- Remixes cover

Single by Taeyeon

from the EP To. X
- Language: Korean
- Released: November 27, 2023
- Studio: SM Starlight (Seoul)
- Genre: R&B
- Length: 2:50
- Label: SM; Kakao;
- Composers: Stephen Puth; Dazy; Kristin Carpenter;
- Lyricist: Kenzie

Taeyeon singles chronology
| "Night Into Days" (2023) | "To. X" (2023) | "Dream" (2023) |

Music video
- "To. X" on YouTube

= To. X (song) =

"To. X" is a song recorded by South Korean singer Taeyeon for her fifth Korean extended play of the same name. It was released as the EP's lead single by SM Entertainment on November 27, 2023.

==Background and release==
On November 6, 2023, SM Entertainment announced Taeyeon would be releasing her fifth Korean extended play titled To. X on November 27. On November 24, the music video teaser video was released. The song was released alongside its music video and the extended play on November 27. The remixes of "To. X" by Imlay and Hunjiya, and "Fabulous" by Ginjo, titled iScreaM Vol. 30: To. X Remixes, was released on March 8, 2024.

==Composition==
"To. X" was written by Kenzie, composed by Stephen Puth, Dazy, and Kristin Carpenter, and arranged by Puth and Dazy. Described as a R&B song that "combines sensuous guitar riffs and rhythmic melodies" with lyrics carrying the message of "[Taeyeon singing] about the end of a controlling relationship after realizing that the other person is controlling her". "To. X" was composed in the key of A-flat major, with a tempo of 97 beats per minute.

==Commercial performance==

"To.
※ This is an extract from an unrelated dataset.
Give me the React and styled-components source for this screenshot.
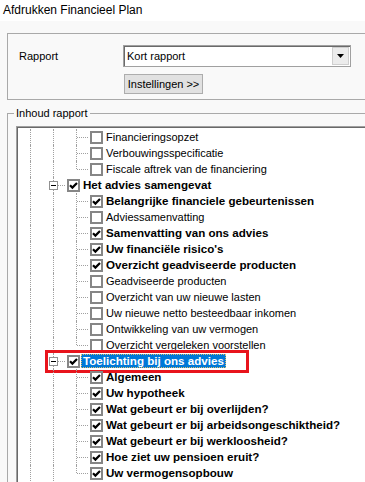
import React from 'react'
import styled, { createGlobalStyle } from 'styled-components'

const GlobalStyle = createGlobalStyle`
  html, body { margin: 0; padding: 0; }
  body {
    background: #f9f9f9;
    font-family: "Liberation Sans", Arial, sans-serif;
    font-size: 11px;
    color: #000;
    overflow: hidden;
  }
`

const Window = styled.div`
  width: 365px;
  height: 482px;
  overflow: hidden;
  background: #f9f9f9;
`

const TitleBar = styled.div`
  height: 21px;
  background: #fff;
  padding-left: 3px;
  font-size: 12px;
  line-height: 20px;
`

const Body = styled.div`
  padding: 12px 0 0 7px;
`

const SettingsBox = styled.div`
  width: 420px;
  box-sizing: border-box;
  border: 1px solid #a9a9a9;
  padding: 11px 0 5px 11px;
  display: grid;
  grid-template-columns: 104px 228px;
  row-gap: 7px;
  align-items: center;
`

const Label = styled.span`
  font-size: 11px;
`

const Combo = styled.div`
  height: 22px;
  box-sizing: border-box;
  border: 1px solid #a0a0a0;
  box-shadow: inset 1px 1px 0 #6a6a6a;
  background: #fff;
  display: flex;
  align-items: center;
  justify-content: space-between;
  padding: 1px 1px 1px 3px;
`

const DropButton = styled.div`
  width: 17px;
  height: 18px;
  box-sizing: border-box;
  border: 1px solid #cfcfcf;
  background: #ececec;
  display: flex;
  align-items: center;
  justify-content: center;
`

const Button = styled.div`
  grid-column: 2;
  justify-self: start;
  margin-left: 1px;
  width: 79px;
  height: 20px;
  box-sizing: border-box;
  border: 1px solid #adadad;
  background: #e1e1e1;
  display: flex;
  align-items: center;
  justify-content: center;
  font-size: 11px;
`

const ContentGroup = styled.fieldset`
  margin: 6px 0 0 0;
  width: 420px;
  min-width: 0;
  box-sizing: border-box;
  border: 1px solid #a9a9a9;
  border-bottom: none;
  padding: 6px 0 0 8px;
`

const Legend = styled.legend`
  padding: 0 2px;
  margin-left: -2px;
  font-size: 11px;
  line-height: 14px;
`

const Tree = styled.div`
  background: #fff;
  border-top: 1px solid #a0a0a0;
  border-left: 1px solid #a0a0a0;
  box-shadow: inset 1px 1px 0 #696969;
  padding: 2px 0 0 2px;
  height: 400px;
`

const Row = styled.div`
  position: relative;
  display: flex;
  align-items: center;
  height: 16px;
`

const Guide = styled.div`
  position: relative;
  flex: none;
  width: 23px;
  height: 16px;
  display: flex;
  align-items: center;

  &::before {
    content: '';
    position: absolute;
    left: 11px;
    top: 0;
    bottom: ${p => (p.$kind === 'elbow' ? '8px' : '0')};
    border-left: 1px dotted #a0a0a0;
  }

  &::after {
    content: '';
    display: ${p => (p.$kind === 'pipe' ? 'none' : 'block')};
    position: absolute;
    left: 12px;
    top: 8px;
    width: 11px;
    border-top: 1px dotted #a0a0a0;
  }
`

const Expander = styled.div`
  position: relative;
  z-index: 1;
  margin-left: 7px;
  width: 9px;
  height: 9px;
  box-sizing: border-box;
  border: 1px solid #919191;
  background: #fff;
  display: flex;
  align-items: center;
  justify-content: center;

  &::before {
    content: '';
    width: 5px;
    height: 1px;
    background: #000;
  }
`

const Check = styled.div`
  flex: none;
  margin-left: 2px;
  width: 13px;
  height: 13px;
  box-sizing: border-box;
  border: 2px solid #868686;
  background: #fff;
  display: flex;
  align-items: center;
  justify-content: center;
`

const Text = styled.span`
  margin-left: 1px;
  padding: 0 2px;
  height: 14px;
  line-height: 14px;
  white-space: nowrap;
  font-size: ${p => (p.$bold ? '11.6px' : '11px')};
  font-weight: ${p => (p.$bold ? 700 : 400)};
  background: ${p => (p.$selected ? '#0078d7' : 'transparent')};
  color: ${p => (p.$selected ? '#fff' : '#000')};
  outline: ${p => (p.$selected ? '1px dotted #d8c070' : 'none')};
  outline-offset: -1px;
`

const Marker = styled.div`
  position: absolute;
  left: 26px;
  top: -3px;
  width: 204px;
  height: 23px;
  box-sizing: border-box;
  border: 3px solid #e8141c;
  pointer-events: none;
`

const rows = [
  { level: 3, label: 'Financieringsopzet', line: 'tee' },
  { level: 3, label: 'Verbouwingsspecificatie', line: 'tee' },
  { level: 3, label: 'Fiscale aftrek van de financiering', line: 'elbow' },
  { level: 2, label: 'Het advies samengevat', on: true },
  { level: 3, label: 'Belangrijke financiele gebeurtenissen', on: true, line: 'tee' },
  { level: 3, label: 'Adviessamenvatting', line: 'tee' },
  { level: 3, label: 'Samenvatting van ons advies', on: true, line: 'tee' },
  { level: 3, label: "Uw financiële risico's", on: true, line: 'tee' },
  { level: 3, label: 'Overzicht geadviseerde producten', on: true, line: 'tee' },
  { level: 3, label: 'Geadviseerde producten', line: 'tee' },
  { level: 3, label: 'Overzicht van uw nieuwe lasten', line: 'tee' },
  { level: 3, label: 'Uw nieuwe netto besteedbaar inkomen', line: 'tee' },
  { level: 3, label: 'Ontwikkeling van uw vermogen', line: 'tee' },
  { level: 3, label: 'Overzicht vergeleken voorstellen', line: 'elbow' },
  { level: 2, label: 'Toelichting bij ons advies', on: true, selected: true },
  { level: 3, label: 'Algemeen', on: true, line: 'tee' },
  { level: 3, label: 'Uw hypotheek', on: true, line: 'tee' },
  { level: 3, label: 'Wat gebeurt er bij overlijden?', on: true, line: 'tee' },
  { level: 3, label: 'Wat gebeurt er bij arbeidsongeschiktheid?', on: true, line: 'tee' },
  { level: 3, label: 'Wat gebeurt er bij werkloosheid?', on: true, line: 'tee' },
  { level: 3, label: 'Hoe ziet uw pensioen eruit?', on: true, line: 'tee' },
  { level: 3, label: 'Uw vermogensopbouw', on: true, line: 'elbow' },
]

function CheckMark() {
  return (
    <svg width="9" height="9" viewBox="0 0 9 9">
      <path d="M1 4.2 L3.4 6.6 L8 2" fill="none" stroke="#000" strokeWidth="2.2" />
    </svg>
  )
}

function TreeRow({ row }) {
  return (
    <Row>
      <Guide $kind="pipe" />
      {row.level === 2 ? (
        <Guide $kind="tee">
          <Expander />
        </Guide>
      ) : (
        <>
          <Guide $kind="pipe" />
          <Guide $kind={row.line} />
        </>
      )}
      <Check>{row.on && <CheckMark />}</Check>
      <Text $bold={row.on} $selected={row.selected}>{row.label}</Text>
      {row.selected && <Marker />}
    </Row>
  )
}

export default function App() {
  return (
    <Window>
      <GlobalStyle />
      <TitleBar>Afdrukken Financieel Plan</TitleBar>
      <Body>
        <SettingsBox>
          <Label>Rapport</Label>
          <Combo>
            <span>Kort rapport</span>
            <DropButton>
              <svg width="7" height="4" viewBox="0 0 7 4">
                <path d="M0 0 H7 L3.5 4 Z" fill="#000" />
              </svg>
            </DropButton>
          </Combo>
          <Button>Instellingen &gt;&gt;</Button>
        </SettingsBox>
        <ContentGroup>
          <Legend>Inhoud rapport</Legend>
          <Tree>
            {rows.map(r => (
              <TreeRow key={r.label} row={r} />
            ))}
          </Tree>
        </ContentGroup>
      </Body>
    </Window>
  )
}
X" debuted at number three on South Korea's Circle Digital Chart in the chart issue dated November 26 – December 2, 2023; on its component charts, the song debuted at number two on the Circle Download Chart, number six on the Circle Streaming Chart, and number 18 on the Circle BGM Chart. It ascended to number three on the Circle Streaming Chart in the following week. It rose to a new peak of number one on the Circle Streaming Chart in the chart issue dated January 21–27, 2024. The song reached number two on the Circle Digital Chart in the chart issue dated December 31, 2023 – January 6, 2024. It was also the best-performing single of January 2024 on the Circle Digital Chart. The song spent a total of 20 consecutive weeks in the top 10 of Circle Digital Chart, surpassed "Weekend" to become Taeyeon's longest-running top-10 hit. On the Billboard South Korea Songs, the song debuted at number six in the chart issue dated December 16, 2023. It ascended to number three on the Billboard South Korea Songs issue dated February 3, 2024.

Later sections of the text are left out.